Mwah Mwah: The Art of Social Kissing

The final straw came last week at another international party. At the end of the evening, as at the beginning we all had to kiss each other and then the inevitable and embarrassing nose graze happened. At that point, I knew I had to get to the bottom of the minefield that is ‘social kissing.’ I did a quick straw poll once I had recovered from the embarrassment of said nose graze, and it turns out that there are no ‘standard rules’ with this beast. No, it seems each country does it their own way, and in some countries which part you’re from depends on how many kisses you plant on one another’s cheeks. Though us Brits are sometimes accused of being cold and emotionless, at least you know where you stand with a nice firm handshake.

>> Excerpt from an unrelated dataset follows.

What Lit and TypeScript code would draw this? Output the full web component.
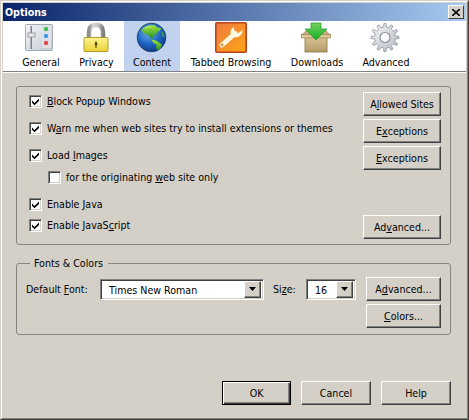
import { LitElement, html, css, svg } from "lit";
import { customElement } from "lit/decorators.js";

function gearPath(cx: number, cy: number, ro: number, ri: number, n: number) {
  const pts: string[] = [];
  for (let i = 0; i < n; i++) {
    const a = (i / n) * Math.PI * 2;
    const w = (Math.PI * 2) / n;
    const seq: [number, number][] = [
      [a - w * 0.5, ri],
      [a - w * 0.24, ri],
      [a - w * 0.16, ro],
      [a + w * 0.16, ro],
      [a + w * 0.24, ri],
    ];
    for (const [t, r] of seq) {
      pts.push(`${(cx + Math.cos(t) * r).toFixed(2)} ${(cy + Math.sin(t) * r).toFixed(2)}`);
    }
  }
  return "M" + pts.join("L") + "Z";
}

const generalIcon = svg`<svg class="ico" viewBox="0 0 32 32" width="32" height="32">
  <defs><linearGradient id="gp" x1="0" y1="0" x2="1" y2="1"><stop offset="0" stop-color="#f4f5f7"/><stop offset="1" stop-color="#c3c9d2"/></linearGradient></defs>
  <rect x="0.5" y="2.5" width="27" height="26" rx="1" fill="url(#gp)" stroke="#a4aab2"/>
  <rect x="5.500" y="4" width="1.500" height="23" fill="#7d8288"/>
  <rect x="3" y="11" width="7" height="4" fill="#e8e9ea" stroke="#8a8f95" stroke-width="0.8"/>
  <rect x="17" y="4" width="9" height="22" fill="#dfe2e6"/>
  <rect x="19" y="5" width="4" height="4" fill="#31b53d" stroke="#bfe0c0" stroke-width="0.6"/>
  <rect x="19" y="12" width="4" height="4" fill="#2f8fe0" stroke="#bcd6ee" stroke-width="0.6"/>
  <rect x="19" y="19" width="4" height="4" fill="#d9363c" stroke="#eec2c4" stroke-width="0.6"/>
</svg>`;

const privacyIcon = svg`<svg class="ico" viewBox="0 0 32 32" width="32" height="32">
  <defs>
    <linearGradient id="ly" x1="0" y1="0" x2="0" y2="1"><stop offset="0" stop-color="#fdf68e"/><stop offset="1" stop-color="#ead037"/></linearGradient>
    <linearGradient id="ls" x1="0" y1="0" x2="1" y2="0"><stop offset="0" stop-color="#8c8c8c"/><stop offset="0.3" stop-color="#d8d8d8"/><stop offset="0.7" stop-color="#bdbdbd"/><stop offset="1" stop-color="#7d7d7d"/></linearGradient>
  </defs>
  <path d="M8 16V10.500C8 5 10.500 3 15 3S22 5 22 10.500V16" fill="none" stroke="url(#ls)" stroke-width="4.500"/>
  <rect x="3" y="15.500" width="24" height="14" rx="1" fill="url(#ly)" stroke="#b29a2c"/>
  <path d="M15 18.500l1.600 4-1 1v2.500h-1.200V23.500l-1-1z" fill="#5a4a10"/>
</svg>`;

const contentIcon = svg`<svg class="ico" viewBox="0 0 32 32" width="32" height="32">
  <defs>
    <radialGradient id="gb" cx="0.4" cy="0.3" r="0.8"><stop offset="0" stop-color="#6fb4ee"/><stop offset="0.55" stop-color="#1c63c0"/><stop offset="1" stop-color="#0c2f73"/></radialGradient>
    <linearGradient id="gg" x1="0" y1="0" x2="0" y2="1"><stop offset="0" stop-color="#a5e63a"/><stop offset="1" stop-color="#21892e"/></linearGradient>
  </defs>
  <circle cx="15.500" cy="15.500" r="14.300" fill="url(#gb)" stroke="#10305f" stroke-width="0.8"/>
  <path d="M6 7.500C9 3.800 14 2.500 19 3.500L21 5.500 25 6 24 9 21.500 9.500 20 13 17.500 13.500 16.500 17 13.500 15 11.500 13 8.500 11.500 6.500 10.500z" fill="url(#gg)"/>
  <path d="M15.500 17.500L20 18.500 24 21 26 23 24 27 21.500 28.500 20 26 20.500 23 17 20.500z" fill="url(#gg)"/>
  <path d="M25.500 9l2.500 3 .5 4-2-2z" fill="#47a838"/>
  <path d="M9 7c2-1.500 4-2 6-2" fill="none" stroke="#e3fbb0" stroke-width="1" opacity=".6"/>
</svg>`;

const tabbedIcon = svg`<svg class="ico" viewBox="0 0 32 32" width="32" height="32">
  <defs><linearGradient id="or" x1="0" y1="0" x2="1" y2="1"><stop offset="0" stop-color="#ee7a42"/><stop offset="1" stop-color="#ffa514"/></linearGradient></defs>
  <rect x="0.800" y="0.800" width="30.400" height="29.400" rx="1" fill="url(#or)" stroke="#b8431c" stroke-width="1.600"/>
  <path d="M7 23L20 11.500" stroke="#fff6df" stroke-width="5" stroke-linecap="round" fill="none"/>
  <path d="M18.500 5A6.800 6.800 0 0 0 16 13L20.500 15.500A6.800 6.800 0 0 0 27.500 8L23.500 11 19.800 9.500z" fill="#fff6df"/>
  <circle cx="7" cy="23" r="1.400" fill="#f08a30"/>
</svg>`;

const downloadsIcon = svg`<svg class="ico" viewBox="0 0 32 32" width="32" height="32">
  <defs>
    <linearGradient id="bx" x1="0" y1="0" x2="0" y2="1"><stop offset="0" stop-color="#d9c597"/><stop offset="1" stop-color="#b59a66"/></linearGradient>
    <linearGradient id="ar" x1="0" y1="0" x2="0" y2="1"><stop offset="0" stop-color="#74d35d"/><stop offset="1" stop-color="#14ad24"/></linearGradient>
  </defs>
  <rect x="4" y="15" width="22" height="15" fill="url(#bx)" stroke="#8a7448" stroke-width="0.800"/>
  <path d="M4 15L0.500 13 5 9 9 9 8 15zM26 15L29.500 13 25 9 21 9 22 15z" fill="#c9b27d" stroke="#8f7a4e" stroke-width="0.600"/>
  <rect x="0.500" y="12.500" width="29" height="3.500" fill="#dcc99b" stroke="#8f7a4e" stroke-width="0.600"/>
  <path d="M10 1H20V7H26L15 18 4 7H10z" fill="url(#ar)" stroke="#2f9a33" stroke-width="0.800"/>
</svg>`;

const advancedIcon = svg`<svg class="ico" viewBox="0 0 32 32" width="32" height="32">
  <defs><linearGradient id="gr" x1="0" y1="0" x2="1" y2="1"><stop offset="0" stop-color="#f6f7f9"/><stop offset="1" stop-color="#b4b8c2"/></linearGradient></defs>
  <path d="${gearPath(15, 15.5, 14, 10.5, 12)}" fill="url(#gr)" stroke="#8f939e" stroke-width="0.800"/>
  <circle cx="15" cy="15.500" r="5" fill="#fff" stroke="#8d919c" stroke-width="1.200"/>
</svg>`;

const arrow = html`<span class="arrow"><svg width="7" height="4" viewBox="0 0 7 4"><path d="M0 0H7L3.500 4z" fill="#000"/></svg></span>`;

const check = html`<svg class="tick" width="9" height="9" viewBox="0 0 9 9"><path d="M1 3.500L3.500 6 8 1.500V4L3.500 8.300 1 5.800z" fill="#000"/></svg>`;

@customElement("app-root")
export class AppRoot extends LitElement {
  static styles = css`
    :host {
      display: block;
      width: 469px;
      height: 420px;
      font: 10.6px/13px "DejaVu Sans Condensed", "DejaVu Sans", sans-serif;
      color: #000;
      background: #d4d0c8;
    }
    * { box-sizing: border-box; }
    .frame {
      width: 469px;
      height: 420px;
      border: 1px solid;
      border-color: #d4d0c8 #404040 #404040 #d4d0c8;
    }
    .frame2 {
      height: 100%;
      border: 1px solid;
      border-color: #fff #808080 #808080 #fff;
      padding: 1px;
    }
    .title {
      height: 18px;
      background: linear-gradient(90deg, #0a246a, #a6caf0);
      display: flex;
      align-items: center;
      justify-content: space-between;
      padding: 0 2px;
      color: #fff;
      font-weight: bold;
    }
    .close {
      width: 16px;
      height: 14px;
      background: #d4d0c8;
      border: 1px solid;
      border-color: #fff #404040 #404040 #fff;
      display: flex;
      align-items: center;
      justify-content: center;
    }
    .toolbar {
      height: 50px;
      background: #fff;
      display: grid;
      grid-template-columns: 56px 55px 56px 102px 70px 68px;
      padding-left: 10px;
    }
    .tab {
      display: flex;
      flex-direction: column;
      align-items: center;
      padding-top: 1px;
      white-space: nowrap;
    }
    .tab.sel { background: #c1d2ee; }
    .tab .ico { display: block; margin-bottom: 2px; }
    .rule {
      height: 2px;
      border-top: 1px solid #808080;
      border-bottom: 1px solid #fff;
    }
    .body {
      padding: 13px 15px 0 13px;
    }
    .group {
      border: 1px solid #86847e;
      border-radius: 3px;
      display: flex;
      justify-content: space-between;
      height: 159px;
      padding: 5px 9px 0 12px;
    }
    .checks {
      display: flex;
      flex-direction: column;
      padding-top: 3px;
    }
    .chk {
      display: flex;
      align-items: center;
      height: 13px;
      gap: 5px;
      white-space: nowrap;
    }
    .m14 { margin-top: 14px; }
    .m9 { margin-top: 9px; padding-left: 19px; }
    .m8 { margin-top: 8px; }
    .box {
      width: 13px;
      height: 13px;
      flex: none;
      background: #fff;
      border: 1px solid;
      border-color: #808080 #fff #fff #808080;
      box-shadow: inset 1px 1px 0 #404040, inset -1px -1px 0 #d4d0c8;
      display: flex;
      align-items: center;
      justify-content: center;
    }
    .tick { display: block; }
    .sidebtns {
      display: flex;
      flex-direction: column;
      gap: 3px;
    }
    .btn {
      width: 78px;
      height: 24px;
      background: #d4d0c8;
      border: 1px solid;
      border-color: #fff #404040 #404040 #fff;
      box-shadow: inset -1px -1px 0 #808080;
      display: flex;
      align-items: center;
      justify-content: center;
      white-space: nowrap;
      padding: 0;
      font: inherit;
      color: #000;
    }
    .adv { margin-top: 42px; }
    fieldset {
      margin: 12px 0 0;
      padding: 0 9px 6px 9px;
      border: 1px solid #86847e;
      border-radius: 3px;
      min-width: 0;
    }
    legend {
      margin-left: 4px;
      padding: 0 5px 0 4px;
      line-height: 13px;
    }
    .fonts {
      display: grid;
      grid-template-columns: 74px 164px 42px 50px 10px 75px;
      row-gap: 3px;
      align-items: center;
      margin-top: 7px;
    }
    .sizeL { padding-left: 9px; }
    .sel-box {
      height: 21px;
      background: #fff;
      border: 1px solid;
      border-color: #808080 #fff #fff #808080;
      box-shadow: inset 1px 1px 0 #404040, inset -1px -1px 0 #d4d0c8;
      display: flex;
      align-items: center;
      justify-content: space-between;
      padding: 2px 2px 2px 8px;
    }
    .sel-text { padding-top: 2px; }
    .arrow {
      width: 17px;
      height: 17px;
      background: #d4d0c8;
      border: 1px solid;
      border-color: #fff #404040 #404040 #fff;
      box-shadow: inset -1px -1px 0 #808080;
      display: flex;
      align-items: center;
      justify-content: center;
    }
    .fonts .btn { width: 75px; }
    .colors { grid-column: 6; }
    .footer {
      display: flex;
      justify-content: flex-end;
      margin-top: 46px;
      gap: 10px;
    }
    .footer .btn { width: 70px; }
    .ok { width: 69px !important; border-color: #000 !important; box-shadow: inset 1px 1px 0 #fff, inset -1px -1px 0 #404040, inset -2px -2px 0 #808080; }
    u { text-underline-offset: 1px; }
  `;

  render() {
    return html`
      <div class="frame"><div class="frame2">
        <div class="title">
          <span>Options</span>
          <span class="close"><svg width="8" height="7" viewBox="0 0 8 7"><path d="M0 0L8 7M8 0L0 7" stroke="#000" stroke-width="1.600"/></svg></span>
        </div>
        <div class="toolbar">
          <div class="tab">${generalIcon}General</div>
          <div class="tab">${privacyIcon}Privacy</div>
          <div class="tab sel">${contentIcon}Content</div>
          <div class="tab">${tabbedIcon}Tabbed Browsing</div>
          <div class="tab">${downloadsIcon}Downloads</div>
          <div class="tab">${advancedIcon}Advanced</div>
        </div>
        <div class="rule"></div>
        <div class="body">
          <div class="group">
            <div class="checks">
              <div class="chk"><span class="box">${check}</span><span><u>B</u>lock Popup Windows</span></div>
              <div class="chk m14"><span class="box">${check}</span><span>W<u>a</u>rn me when web sites try to install extensions or themes</span></div>
              <div class="chk m14"><span class="box">${check}</span><span>Load <u>I</u>mages</span></div>
              <div class="chk m9"><span class="box"></span><span>for the originating <u>w</u>eb site only</span></div>
              <div class="chk m14"><span class="box">${check}</span><span>Enable <u>J</u>ava</span></div>
              <div class="chk m8"><span class="box">${check}</span><span>Enable JavaS<u>c</u>ript</span></div>
            </div>
            <div class="sidebtns">
              <button class="btn">A<u>l</u>lowed Sites</button>
              <button class="btn">E<u>x</u>ceptions</button>
              <button class="btn"><u>E</u>xceptions</button>
              <button class="btn adv">Ad<u>v</u>anced...</button>
            </div>
          </div>
          <fieldset>
            <legend>Fonts &amp; Colors</legend>
            <div class="fonts">
              <span>Default <u>F</u>ont:</span>
              <div class="sel-box"><span class="sel-text">Times New Roman</span>${arrow}</div>
              <span class="sizeL">Si<u>z</u>e:</span>
              <div class="sel-box"><span class="sel-text">16</span>${arrow}</div>
              <span></span>
              <button class="btn">A<u>d</u>vanced...</button>
              <button class="btn colors"><u>C</u>olors...</button>
            </div>
          </fieldset>
          <div class="footer">
            <button class="btn ok">OK</button>
            <button class="btn">Cancel</button>
            <button class="btn">Help</button>
          </div>
        </div>
      </div></div>
    `;
  }
}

But when is it appropriate to kiss? When you are good friends, when you first meet, after a few meetings or even in business meetings? Well, in some countries it is always appropriate to kiss upon a first meeting, in other more restrained countries you must know the person before launching in for a peck (or 2 or 3) first. When you are living abroad meeting other foreigners the situation can be equally ambiguous. A friend (British) living in Italy told me she went to a party recently and a lady she was introduced to for the first time (Austrian) asked her ‘do we kiss now’ as she was unsure. In the end, they decided it might be a bit over zealous on the first meeting.

Here is a quick rundown of social kissing practices in various countries so you can avoid any awkward situations and nose grazing in future –

France
Let’s start with France first as we have the French to thank for the social kiss. The French, cliché or not, love to kiss and can teach us all a thing or two about social kissing –

I asked a French friend how many kisses you do in France and she said, well, it depends. Great – so even the French are at sea with this and they are the ones that invented it! The general rule, it would seem, is 2 kisses, one on each cheek, certainly in big cities. The rather extreme 4 kiss approach seems to be the practice in smaller towns and rural areas. The two vs four kisses debate is being quite literally mapped out on the Combien de Bises ? (how many kisses) website, founded by a Frenchman wanting to finally get to the bottom of the issue. If you are French you can vote now for how many kisses you give!

Britain
Though the handshake is favoured in Britain over the ‘continental’ air kiss, social kissing is certainly becoming more fashionable, no doubt due to fashionistas and celebrities air kissing at any given opportunity. That is not to say that we are any good at it and often find ourselves in awkward situations where someone goes in for the peck on the cheek and is presented with a hand to shake. The social kiss (one, two at the most, definitely not three) is generally something that occurs between close friends and family – you certainly wouldn’t greet a stranger with a peck on the cheek. On the whole, though, hugging is more popular between friends than kissing and the handshake is definitely the safest bet in any social situation.

Brazil
Brazilians are known for being tactile so it is no surprise that they go in for social kissing in a big way. Even when you meet people for the first time you will be given a kiss on the check and warmly embraced. In Brazil, how many kisses you give is regional – in Sao Paulo for example it is just one, whereas in Bahia it is two. There is also a saying that three kisses brings luck – 3 to get married, so watch out if you go to Brazil and are greeted with 3 kisses!

Elsewhere
The Italians generally go in for two, the Dutch kiss friends and family an enthusiastic three times, the Spanish go for two like the Italians; the Germans, like the British, prefer the handshake but the kiss is becoming more popular and in Portugal social kissing is a class issue with the upper classes giving one kiss and the lower classes giving two.

Recently a rather enthusiastic President Sarkozy of France went in to give Angela Merkel, Chancellor of Germany a kiss on the cheek or two which was refuted and a hand offered instead. Well, if heads of state cannot get it right, there really is no hope for the rest of us!